The ROC round up with a number of suggestions for increasing the coverage of LEIs, such as encouraging jurisdictions to use the LEI as a universal identifier for domestic entities (thus enabling them to leverage the data already existing on the GLEIS database), to require the reporting of an LEI when an entity has one to exemplify its use and, for these jurisdictions, to also keep watch of others in the process – the more integrated and widespread the uptake of LEIs, the less cost and the more the momentum it will carry itself.
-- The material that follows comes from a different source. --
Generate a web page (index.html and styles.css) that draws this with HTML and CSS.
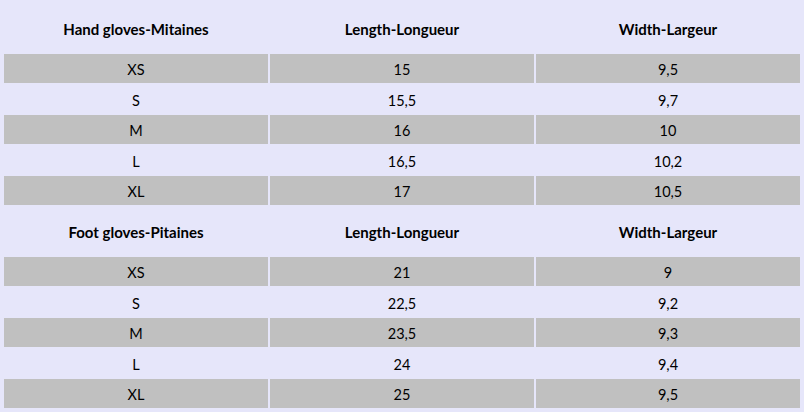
FILE: index.html
```html
<!DOCTYPE html>
<html>
<head>
<meta charset="utf-8">
<link rel="stylesheet" href="styles.css">
</head>
<body>
<div class="sheet">
  <div class="head">Hand gloves-Mitaines</div><div class="head">Length-Longueur</div><div class="head">Width-Largeur</div>
  <div class="cell gray">XS</div><div class="cell gray">15</div><div class="cell gray">9,5</div>
  <div class="cell">S</div><div class="cell">15,5</div><div class="cell">9,7</div>
  <div class="cell gray">M</div><div class="cell gray">16</div><div class="cell gray">10</div>
  <div class="cell">L</div><div class="cell">16,5</div><div class="cell">10,2</div>
  <div class="cell gray">XL</div><div class="cell gray">17</div><div class="cell gray">10,5</div>
  <div class="head">Foot gloves-Pitaines</div><div class="head">Length-Longueur</div><div class="head">Width-Largeur</div>
  <div class="cell gray">XS</div><div class="cell gray">21</div><div class="cell gray">9</div>
  <div class="cell">S</div><div class="cell">22,5</div><div class="cell">9,2</div>
  <div class="cell gray">M</div><div class="cell gray">23,5</div><div class="cell gray">9,3</div>
  <div class="cell">L</div><div class="cell">24</div><div class="cell">9,4</div>
  <div class="cell gray">XL</div><div class="cell gray">25</div><div class="cell gray">9,5</div>
</div>
</body>
</html>
```
FILE: styles.css
```css
html, body {
  margin: 0;
  padding: 0;
  background: #e6e6fa;
}
body {
  font-family: Lato, "Open Sans", sans-serif;
  color: #000;
  width: 804px;
  height: 412px;
  overflow: hidden;
}
.sheet {
  padding: 3.5px 4px 0 4px;
  display: grid;
  grid-template-columns: 1fr 1fr 1fr;
  grid-template-rows: 48.5px repeat(5, 28.5px) 48.5px repeat(5, 28.5px);
  column-gap: 2px;
  row-gap: 2px;
  background: #e6e6fa;
}
.head {
  display: flex;
  align-items: center;
  justify-content: center;
  font-weight: bold;
  font-size: 15px;
  padding-top: 2px;
}
.cell {
  display: flex;
  align-items: center;
  justify-content: center;
  font-size: 14.5px;
  padding-top: 3px;
}
.gray {
  background: #c0c0c0;
}
```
Which leads us nicely back to what appears to be a global unique identifier for legal entities involved in financial transactions that is exponentially increasing in coverage as more regulations and more jurisdictions either require or suggest the use of the LEI.   The report also outlines the structures that have been put in place to oversee the expansion of the system, and the policies and suggestions that have been – and are being – taken into account to make it as robust and flexible as possible.   There is a lot of potential in this growing risk aggregating database, so it’s useful to keep up to date with developments.